PROMPT -
Starting at the top of the listing, extract every line up to and including the one with "ChevronLeft, ChevronRight, Check". Pictures stay out of the copy.
··· RECORDED INFORMATION
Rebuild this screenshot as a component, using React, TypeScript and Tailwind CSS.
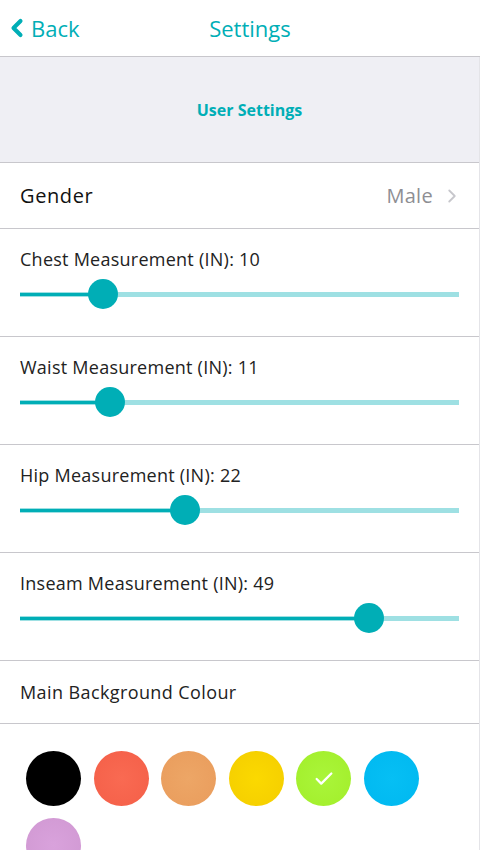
import { ChevronLeft, ChevronRight, Check } from 'lucide-react'

const SLIDERS = [
  { label: 'Chest Measurement (IN): 10', x: 83 },
  { label: 'Waist Measurement (IN): 11', x: 90 },
  { label: 'Hip Measurement (IN): 22', x: 165 },
  { label: 'Inseam Measurement (IN): 49', x: 349 },
]

const COLOURS = [
  { from: '#000000', to: '#000000' },
  { from: '#f96a52', to: '#f45f48' },
  { from: '#eda666', to: '#e99c5c' },
  { from: '#fbd900', to: '#f4cd00' },
  { from: '#aaf53a', to: '#a2ee2a', selected: true },
  { from: '#06bff4', to: '#00b8f0' },
  { from: '#d9a2dc', to: '#d098d2' },
]

function Slider({ label, x }: { label: string; x: number }) {
  return (
    <div className="h-[108px] border-b border-[#c8c7cc] px-5 pt-[19px]">
      <div className="text-[18px] leading-[22px] tracking-[0.25px] text-[#222]">{label}</div>
      <div className="relative mt-[9px] h-[30px]">
        <div className="absolute left-0 right-0 top-[13px] h-[5px] bg-[#9ee0e3]" />
        <div className="absolute left-0 top-[14px] h-[3px] bg-[#00aeb6]" style={{ width: x }} />
        <div
          className="absolute top-0 h-[30px] w-[30px] rounded-full bg-[#00aeb6]"
          style={{ left: x - 15 }}
        />
      </div>
    </div>
  )
}

export default function App() {
  return (
    <div className="w-[480px] h-[850px] overflow-hidden bg-white font-['Open_Sans',sans-serif]">
      {/* Nav bar */}
      <div className="relative flex h-[57px] items-center border-b border-[#c8c7cc]">
        <div className="flex items-center pl-[3px] text-[#00aeb6]">
          <ChevronLeft size={28} strokeWidth={3.5} />
          <span className="ml-0 text-[22px]">Back</span>
        </div>
        <div className="absolute left-0 right-0 text-center text-[22px] text-[#00aeb6] pointer-events-none pl-[20px]">
          Settings
        </div>
      </div>

      <div className="border-r border-[#e4e4e8]">
        {/* Section header */}
        <div className="flex h-[106px] items-center justify-center border-b border-[#c8c7cc] bg-[#efeff4] pl-[20px]">
          <span className="text-[16px] font-bold text-[#00aeb6]">User Settings</span>
        </div>

        {/* Gender */}
        <div className="flex h-[66px] items-center justify-between border-b border-[#c8c7cc] px-5">
          <span className="text-[20px] tracking-[0.6px] text-[#111]">Gender</span>
          <span className="flex items-center text-[20px] tracking-[0.3px] text-[#8e8e93]">
            Male
            <ChevronRight size={22} strokeWidth={2} className="ml-[8px] -mr-[4px] text-[#c7c7cc]" />
          </span>
        </div>

        {SLIDERS.map((s) => (
          <Slider key={s.label} label={s.label} x={s.x} />
        ))}

        {/* Background colour */}
        <div className="flex h-[63px] items-center border-b border-[#c8c7cc] px-5">
          <span className="text-[18px] tracking-[0.4px] text-[#222]">Main Background Colour</span>
        </div>

        <div className="flex flex-wrap gap-x-[12.5px] gap-y-[12px] pl-[26px] pr-[40px] pt-[27px]">
          {COLOURS.map((c, i) => (
            <div
              key={i}
              className="flex h-[55px] w-[55px] items-center justify-center rounded-full"
              style={{ background: `radial-gradient(circle, ${c.from} 0%, ${c.to} 100%)` }}
            >
              {c.selected && <Check size={22} strokeWidth={2.5} className="text-white" />}
            </div>
          ))}
        </div>
      </div>
    </div>
  )
}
······
SOLUTION TO THE PROBLEM -
Rebuild this screenshot as a component, using React, TypeScript and Tailwind CSS.
import { ChevronLeft, ChevronRight, Check } from 'lucide-react'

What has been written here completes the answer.